Tout récemment, nous avons dû instaurer la semaine de quatre jours pour tout le personnel qui travaillait à temps plein auparavant. Cela nous a permis d'éviter de licencier une personne. Plusieurs groupes de travail du gouvernement fédéral se sont penchés sur le monde du travail et sur les changements qui pourraient être introduits.

Manifestement, une des colonnes du grand livre est la celle des recettes - autrement dit, de l'impôt. On constate qu'il existe une volonté politique favorable à la réduction du déficit, mais que ce n'est pas le cas si l'on parle d'accroître les recettes. On ne devrait pourtant pas ignorer ce moyen de parvenir au résultat escompté d'une manière équitable et équilibrée.

Vous avez entendu, dans tout le Canada, des gens qui s'y connaissent mieux que nous. Ils ont recommandé des mesures comme la réduction du plafond des REER à 8 000 $ et l'établissement d'un droit de succession de 5 p. 100. Le Canada est l'un des trois pays de l'OCDE à ne pas imposer de droit de succession. Ces deux mesures pourraient engendrer des économies se chiffrant, au minimum, à 4 ou 5 milliards de dollars par an.

On pourrait faire plus que se contenter de retoucher le système fiscal, et chercher véritablement à répartir plus équitablement le fardeau que constitue la réduction du déficit. Je crois que les Canadiens sont prêts à collaborer à cet effort, mais nous devons faire en sorte que la répartition est équitable.

On a pu entendre récemment à l'émission Ideas du réseau anglais de la SRC quelqu'un qui partait d'un point de vue diamétralement opposé et qui parlait de donner la responsabilité aux banques, de supprimer toutes les taxes de vente et de les remplacer par une taxe d'un quart de un pour cent sur toutes les sommes retirées des banques. Il existe donc une grande diversité d'idées et de perspectives sur le recours équitable et équilibré au système fiscal.

L'autre colonne du grand livre - les coupures - est devenue le sujet principal de préoccupation dans tout le pays. D'après les médias, la situation n'est pas rose et l'on craint très fortement pour l'avenir du pays. Nous aimerions attirer votre attention sur le fait que si des coupures doivent être faites sur une base continue, il y aura des conséquences à court terme et à long terme que le comité ne doit pas ignorer.

Les coupures qui ont des effets à long terme pourraient aller si loin et s'avérer si radicales qu'elles nous priveront de nos ressources humaines. Selon moi, on considère l'argent beaucoup plus comme un facteur d'unité et quelque chose qui nous stimule que comme une des ressources de notre population et de nos collectivités. Si nous ne donnons pas aux gens les outils qu'il leur faut pour devenir autonomes, nous ne pourrons pas parvenir à l'intégration sociale et économique dont le pays a besoin.

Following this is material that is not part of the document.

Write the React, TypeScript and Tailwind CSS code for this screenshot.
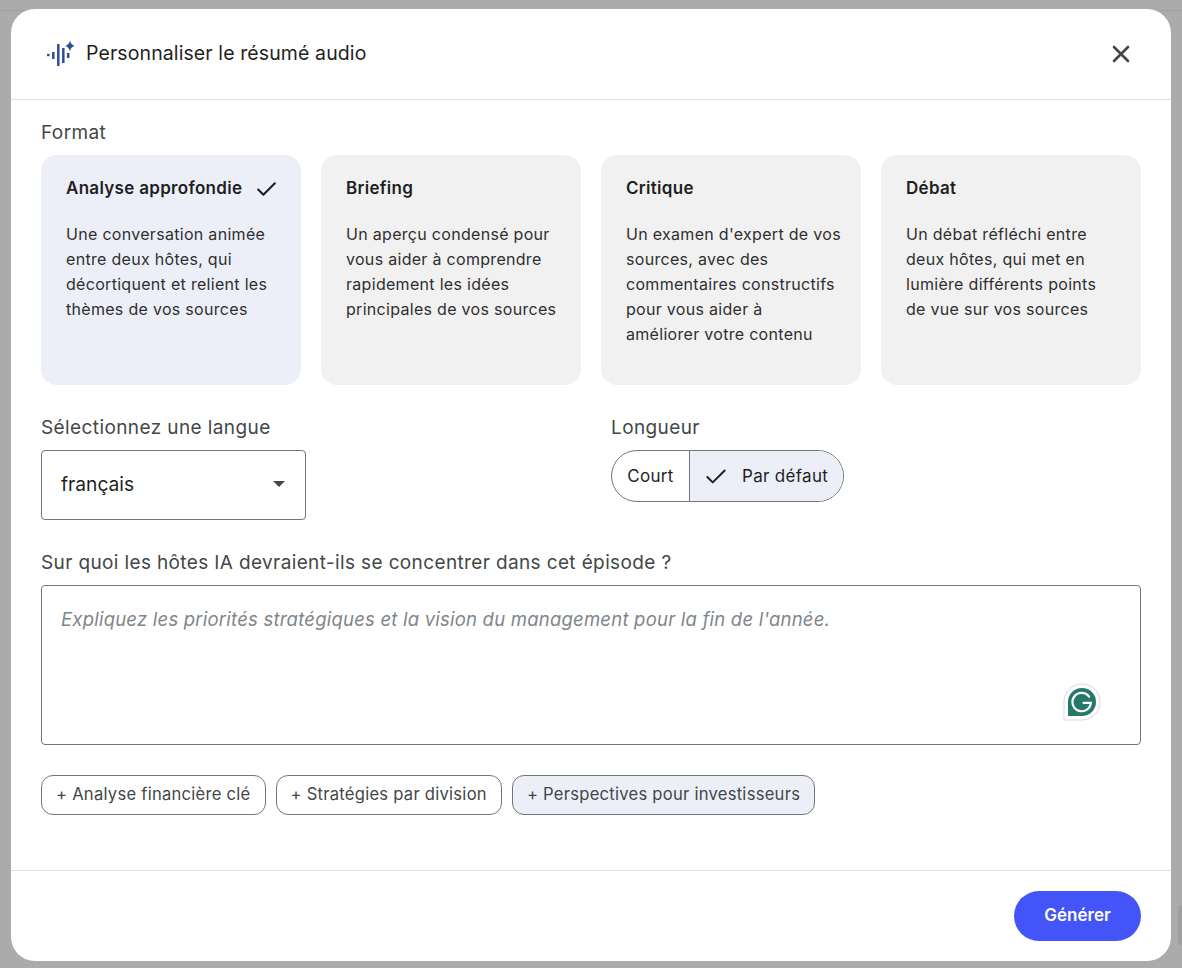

Un grand nombre des outils en question font partie du régime d'assistance publique du Canada et vont se retrouver dans l'enveloppe des TCSPS. Il s'agit d'une enveloppe budgétaire que l'on prévoit réduire régulièrement pendant les prochaines années sans que l'on ait mesuré les conséquences pour notre pays, tant sur le plan économique que social.

Localement, grâce à une étude récente des besoins des familles, nous avons découvert qu'elles sont énormément préoccupées par l'emploi et les perspectives d'éducation qui s'ouvrent aux parents et à leurs enfants. Les gens voudraient des programmes pour les adolescents, et ressentent une grande insécurité et incertitude face à l'avenir. Le nombre des personnes qui sont touchées continue de grandir; tel est l'environnement dans lequel nous nous trouvons.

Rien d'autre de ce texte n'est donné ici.